The priorities Obama set in his article have strong support within his party. Presumptive Democratic presidential nominee Hillary Clinton and her rival in the presidential primaries, Sen. Bernie Sanders of Vermont, both called for the federal government to leverage its buying power to force lower prices from drug companies. Clinton also backs a public option for Obamacare in all states, and Sanders would go further, favoring a government-run universal health insurance program he calls “Medicare for all.”
Defense of Obamacare
In the article, Obama vigorously defended the ACA’s expansion of insurance coverage and said that “trends in health care costs and quality” under the law “have been promising.” About 20 million Americans have gained coverage since the law was enacted in 2010, he wrote, and average growth in spending per person in the Medicare program for the elderly and disabled “has actually been negative” from 2010 to 2014.
Since the law took effect, the portion of nonelderly Americans unable to afford health care dropped 5.5 percentage points and the share describing themselves as in poor or fair health dropped 3.4 points, he wrote.
The article includes 68 citations and endnotes, though it was not formally peer-reviewed and JAMA published it as a “special communication.” It grew out of an appraisal of Obamacare’s implementation that Obama ordered late last year, said Kristie Canegallo, a deputy White House chief of staff. She said the goal was to “point future policy makers in the right direction” on health care.
Obama chose JAMA as a “serious” and “fact-driven” forum, Canegallo said.
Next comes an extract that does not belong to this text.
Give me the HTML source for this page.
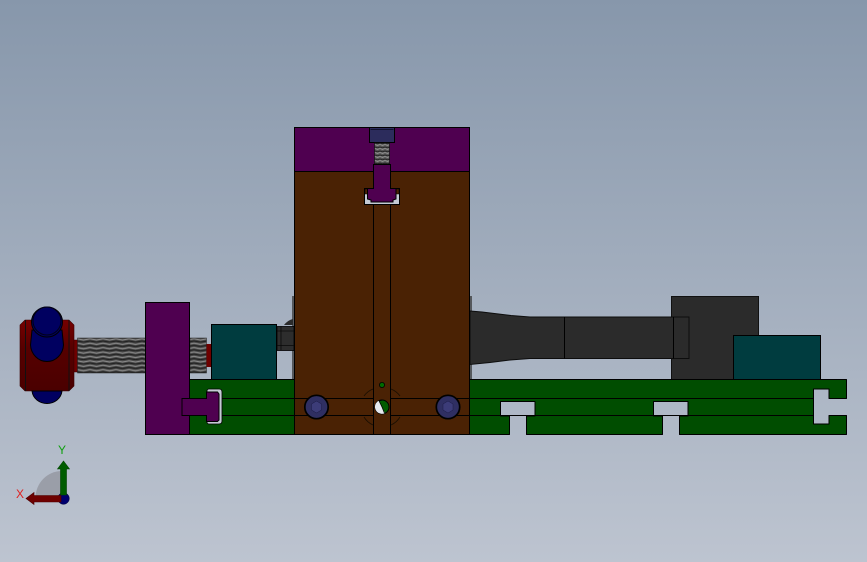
<!DOCTYPE html>
<html><head><meta charset="utf-8"><title>CAD model</title>
<style>html,body{margin:0;padding:0;width:867px;height:562px;overflow:hidden}svg{display:block}</style></head>
<body>
<svg width="867" height="562" viewBox="0 0 867 562" xmlns="http://www.w3.org/2000/svg">
<defs>
<linearGradient id="bg" x1="0" y1="0" x2="0" y2="1"><stop offset="0" stop-color="#8797ab"/><stop offset="1" stop-color="#bdc4d0"/></linearGradient>
<linearGradient id="red" x1="0" y1="0" x2="0" y2="1"><stop offset="0" stop-color="#760000"/><stop offset=".4" stop-color="#560000"/><stop offset="1" stop-color="#4a0000"/></linearGradient>
<pattern id="th" width="13" height="4.400" patternUnits="userSpaceOnUse" x="77" y="338">
<rect width="13" height="4.400" fill="#484848"/>
<path d="M0 .8L6.500 2L13 .8" stroke="#8a8a8a" stroke-width="1.100" fill="none"/>
<path d="M0 3L6.500 4.100L13 3" stroke="#202020" stroke-width="1.100" fill="none"/>
</pattern>
<pattern id="th2" width="5" height="4" patternUnits="userSpaceOnUse">
<rect width="5" height="4" fill="#565656"/><path d="M0 .5L2.500 1.500L5 .5" stroke="#8f8f8f" fill="none"/><path d="M0 3L2.500 3.800L5 3" stroke="#262626" fill="none"/>
</pattern>
</defs>
<rect width="867" height="562" fill="url(#bg)"/>

<!-- grey edge plates behind block -->
<rect x="292" y="296" width="3" height="84" fill="#55585c"/>
<rect x="469" y="296" width="3" height="84" fill="#55585c"/>

<!-- right side -->
<rect x="671.500" y="296.500" width="87" height="83" fill="#2b2b2b"/>
<path d="M671.500 379V296.500H758.500V335" fill="none" stroke="#111"/>
<path d="M470 311L482 312L511 315.500L530 317H689V358.500H530L510 360L490 362.500L470 364.500Z" fill="#2b2b2b" stroke="#0d0d0d"/>
<path d="M564.500 317V358.500M673.500 317V358.500" stroke="#000" fill="none"/>
<rect x="733.500" y="335.500" width="87" height="44" fill="#003c3f" stroke="#000"/>

<!-- rail -->
<path d="M189.500 379.500H846.500V398.500H829V389H813.500V424H829V415.500H846.500V434.500H679.500V416H688V401.500H653.500V416H662.500V434.500H526.500V416H535V401.500H500.500V416H509.500V434.500H189.500Z" fill="#004d00" stroke="#000" stroke-linejoin="round"/>
<path d="M190 398.500H813.500M190 415.500H813.500" stroke="#000" fill="none"/>

<!-- left assembly -->
<path d="M25 320H69L74 325V386L69 391H25L20 386V325Z" fill="url(#red)" stroke="#3a0000" stroke-width=".6"/>
<path d="M25.500 320V391M69 320V391" stroke="#111" fill="none"/>
<path d="M32 391C33 399 40 403.500 47 403.500C54 403.500 61 399 62 391Z" fill="#000060" stroke="#000"/>
<path d="M32 330L30.500 345C31 354 38 361.500 47 361.500C56 361.500 63 354 63.500 345L62 330Z" fill="#000060" stroke="#000"/>
<ellipse cx="47" cy="322" rx="15.500" ry="15" fill="#000060" stroke="#000"/>
<ellipse cx="47" cy="321" rx="14" ry="14" fill="none" stroke="#000018"/>
<rect x="74" y="340" width="3.500" height="32" fill="#6e0000" stroke="#3a0000" stroke-width=".5"/>
<rect x="77.500" y="338" width="68" height="35" fill="url(#th)" stroke="#222" stroke-width=".5"/>
<rect x="190" y="338" width="16.500" height="35" fill="url(#th)" stroke="#222" stroke-width=".5"/>
<rect x="206.500" y="344" width="5" height="23" fill="#6e0000"/>
<rect x="211.500" y="324.500" width="65" height="55" fill="#003c3f" stroke="#000"/>
<path d="M284 325Q288 320 293 319V325Z" fill="#2b2b2b"/>
<rect x="277" y="326.500" width="17" height="24" fill="#2d2d2d" stroke="#000" stroke-width=".8"/>
<path d="M281 326V350M277 331H294M277 345.500H294" stroke="#0a0a0a" stroke-width=".8" fill="none"/>

<rect x="145.500" y="302.500" width="44" height="132" fill="#4f0050" stroke="#000"/>
<path d="M207 391A2 2 0 0 1 209 389H219Q222 389 222 392V421Q222 424 219 424H209Q207 424 207 422Z" fill="#c4cad4" stroke="#000" stroke-width=".8"/>
<path d="M182 398.500H206.500V392H217.500L219 394V420L217.500 421.500H206.500V415.500H182Z" fill="#4f0050" stroke="#000"/>
<!-- main block -->
<rect x="294.500" y="171" width="175" height="263.500" fill="#4a2204" stroke="#000"/>
<rect x="294.500" y="127.500" width="175" height="44" fill="#4f0050" stroke="#000"/>
<path d="M294.500 398.500H373.500M390.500 398.500H469.500M294.500 415.500H373.500M390.500 415.500H469.500" stroke="#000" fill="none"/>
<path d="M373.500 204V434.500M390.500 204V434.500" stroke="#000" fill="none"/>
<g fill="none" stroke="#1a0f02" stroke-width=".8">
<path d="M364 396A20 20 0 0 1 373 389M391 389A20 20 0 0 1 400 396M364 417A20 20 0 0 0 373 425M391 425A20 20 0 0 0 400 417"/>
</g>

<!-- top bolt -->
<rect x="369.500" y="127.500" width="25" height="15" fill="#2c2c5c" stroke="#000"/>
<path d="M370.500 129.500H393.500" stroke="#12122e" fill="none"/>
<rect x="374.500" y="143" width="15" height="21" fill="url(#th2)" stroke="#111" stroke-width=".7"/>
<rect x="364.500" y="188.500" width="35" height="16" fill="#c4cad4" stroke="#000"/>
<rect x="365" y="189" width="3" height="5" fill="#4a2204" stroke="#000" stroke-width=".5"/>
<rect x="396" y="189" width="3" height="5" fill="#4a2204" stroke="#000" stroke-width=".5"/>
<path d="M373.500 164.500H390.500V188.500H396V199L393 200V202H371V200L367.500 199V188.500H373.500Z" fill="#4f0050" stroke="#000"/>

<!-- bolts -->
<circle cx="316.500" cy="407" r="11.700" fill="#2f2f62" stroke="#000" stroke-width="1.700"/>
<circle cx="448" cy="407" r="11.700" fill="#2f2f62" stroke="#000" stroke-width="1.700"/>
<path d="M316.500 401L321.500 404V410L316.500 413L311.500 410V404Z" fill="#3c3c78" stroke="#1a1a44" stroke-width=".5"/>
<path d="M448 401L453 404V410L448 413L443 410V404Z" fill="#3c3c78" stroke="#1a1a44" stroke-width=".5"/>
<circle cx="382" cy="385" r="2.600" fill="#006a00" stroke="#000" stroke-width=".8"/>
<circle cx="382" cy="407" r="7" fill="#005c00" stroke="#000"/>
<path d="M379 400.500A7 7 0 0 0 381 413.800Q384 414 385 413L382 407Z" fill="#e6e9ee"/>
<path d="M382 400.200L379 400.800L382 407L384.500 413.200" stroke="#000" stroke-width=".8" fill="none"/>

<!-- triad -->
<path d="M62 498H35.500A26.500 27 0 0 1 62 471Z" fill="#9a9ea8"/>
<circle cx="63.500" cy="498.500" r="5.800" fill="#00006e" stroke="#000030" stroke-width=".5"/>
<path d="M60.500 495V469H57.500L63.500 461L69.500 469H66.500V495Z" fill="#005c00" stroke="#004400" stroke-width=".6"/>
<path d="M61 502H34V504.500L26 498.500L34 492.500V495.500H61Z" fill="#6e0000" stroke="#4c0000" stroke-width=".6"/>
<text x="16" y="498" font-family="'Liberation Sans',sans-serif" font-size="12" fill="#e02020">X</text>
<text x="58" y="454" font-family="'Liberation Sans',sans-serif" font-size="12" fill="#10a010">Y</text>
</svg>
</body></html>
A group of senior editors at JAMA reviewed and critiqued the article and its factual claims, said Howard Bauchner, the journal’s editor-in chief. The article went through two formal revisions and additional editing over two months, he said.
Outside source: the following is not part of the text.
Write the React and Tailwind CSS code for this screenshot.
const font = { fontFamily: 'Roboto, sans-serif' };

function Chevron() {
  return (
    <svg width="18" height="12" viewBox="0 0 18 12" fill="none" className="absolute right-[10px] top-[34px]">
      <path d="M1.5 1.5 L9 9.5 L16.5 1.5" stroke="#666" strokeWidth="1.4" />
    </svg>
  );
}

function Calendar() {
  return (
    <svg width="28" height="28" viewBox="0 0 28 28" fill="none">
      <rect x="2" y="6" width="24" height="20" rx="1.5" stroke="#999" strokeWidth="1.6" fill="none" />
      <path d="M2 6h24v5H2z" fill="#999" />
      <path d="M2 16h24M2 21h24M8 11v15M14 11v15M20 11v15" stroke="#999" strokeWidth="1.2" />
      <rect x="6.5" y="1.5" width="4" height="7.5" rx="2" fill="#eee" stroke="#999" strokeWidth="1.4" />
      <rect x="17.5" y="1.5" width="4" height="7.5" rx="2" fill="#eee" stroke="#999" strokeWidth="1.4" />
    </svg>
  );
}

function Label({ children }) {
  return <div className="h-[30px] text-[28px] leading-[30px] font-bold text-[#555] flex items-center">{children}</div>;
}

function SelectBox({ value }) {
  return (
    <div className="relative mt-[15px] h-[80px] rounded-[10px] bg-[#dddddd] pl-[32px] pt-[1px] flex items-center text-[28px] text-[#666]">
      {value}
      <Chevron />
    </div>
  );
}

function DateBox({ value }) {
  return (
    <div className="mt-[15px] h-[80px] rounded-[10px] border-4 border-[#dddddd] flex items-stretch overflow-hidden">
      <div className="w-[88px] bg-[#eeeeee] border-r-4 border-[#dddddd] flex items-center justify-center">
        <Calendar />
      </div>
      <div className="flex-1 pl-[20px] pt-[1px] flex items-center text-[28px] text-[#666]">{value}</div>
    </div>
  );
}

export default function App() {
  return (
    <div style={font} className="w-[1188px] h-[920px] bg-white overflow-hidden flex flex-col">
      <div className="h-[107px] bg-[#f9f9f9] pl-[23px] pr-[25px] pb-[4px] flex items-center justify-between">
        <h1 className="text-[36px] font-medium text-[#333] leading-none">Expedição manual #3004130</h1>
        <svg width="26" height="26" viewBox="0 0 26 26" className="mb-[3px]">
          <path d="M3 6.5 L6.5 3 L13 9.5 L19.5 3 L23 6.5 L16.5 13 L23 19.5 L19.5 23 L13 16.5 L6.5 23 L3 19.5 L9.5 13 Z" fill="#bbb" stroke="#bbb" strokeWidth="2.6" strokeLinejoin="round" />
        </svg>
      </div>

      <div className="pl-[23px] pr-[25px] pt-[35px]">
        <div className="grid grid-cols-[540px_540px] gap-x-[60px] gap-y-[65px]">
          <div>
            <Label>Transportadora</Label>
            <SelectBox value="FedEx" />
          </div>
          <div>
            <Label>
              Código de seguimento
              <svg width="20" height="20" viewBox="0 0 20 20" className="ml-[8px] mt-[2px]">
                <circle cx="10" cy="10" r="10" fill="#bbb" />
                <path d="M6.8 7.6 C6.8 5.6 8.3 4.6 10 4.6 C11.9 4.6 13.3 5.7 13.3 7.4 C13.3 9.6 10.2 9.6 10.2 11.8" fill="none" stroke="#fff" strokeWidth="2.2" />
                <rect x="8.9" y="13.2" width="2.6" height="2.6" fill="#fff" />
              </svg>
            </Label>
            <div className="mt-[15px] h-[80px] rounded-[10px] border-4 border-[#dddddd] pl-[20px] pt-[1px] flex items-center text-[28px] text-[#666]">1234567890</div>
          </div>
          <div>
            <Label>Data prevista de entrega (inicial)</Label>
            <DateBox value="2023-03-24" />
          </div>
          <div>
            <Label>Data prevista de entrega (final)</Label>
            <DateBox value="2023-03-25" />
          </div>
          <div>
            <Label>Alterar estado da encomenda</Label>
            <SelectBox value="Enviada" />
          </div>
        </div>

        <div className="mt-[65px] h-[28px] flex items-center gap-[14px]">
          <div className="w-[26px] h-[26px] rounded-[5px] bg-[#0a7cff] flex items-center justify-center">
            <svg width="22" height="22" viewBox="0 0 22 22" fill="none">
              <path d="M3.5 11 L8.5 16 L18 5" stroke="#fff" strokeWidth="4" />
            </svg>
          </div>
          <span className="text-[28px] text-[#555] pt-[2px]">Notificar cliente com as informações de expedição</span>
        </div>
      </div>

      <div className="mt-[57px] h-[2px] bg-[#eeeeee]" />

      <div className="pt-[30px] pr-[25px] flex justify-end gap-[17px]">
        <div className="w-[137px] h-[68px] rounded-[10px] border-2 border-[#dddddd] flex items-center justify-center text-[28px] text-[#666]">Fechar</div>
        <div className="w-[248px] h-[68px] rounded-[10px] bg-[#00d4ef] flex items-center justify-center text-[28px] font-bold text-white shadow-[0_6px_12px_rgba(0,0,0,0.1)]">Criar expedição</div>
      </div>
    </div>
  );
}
“While we of course recognized the author is the president of the United States, JAMA has enormously high standards and we certainly expected the president to meet those standards,” Bauchner said in an interview.
The journal also published four editorials accompanying Obama’s article, including one by Obama’s first director of the Office of Management and Budget, Peter Orszag. “Fundamentally, the ACA is working,” he wrote.
Stuart Butler, a former official at the conservative Heritage Foundation who is now a researcher at the Brookings Institution, wrote that “some troubling trends in the ACA” had not been “adequately discussed” in Obama’s article.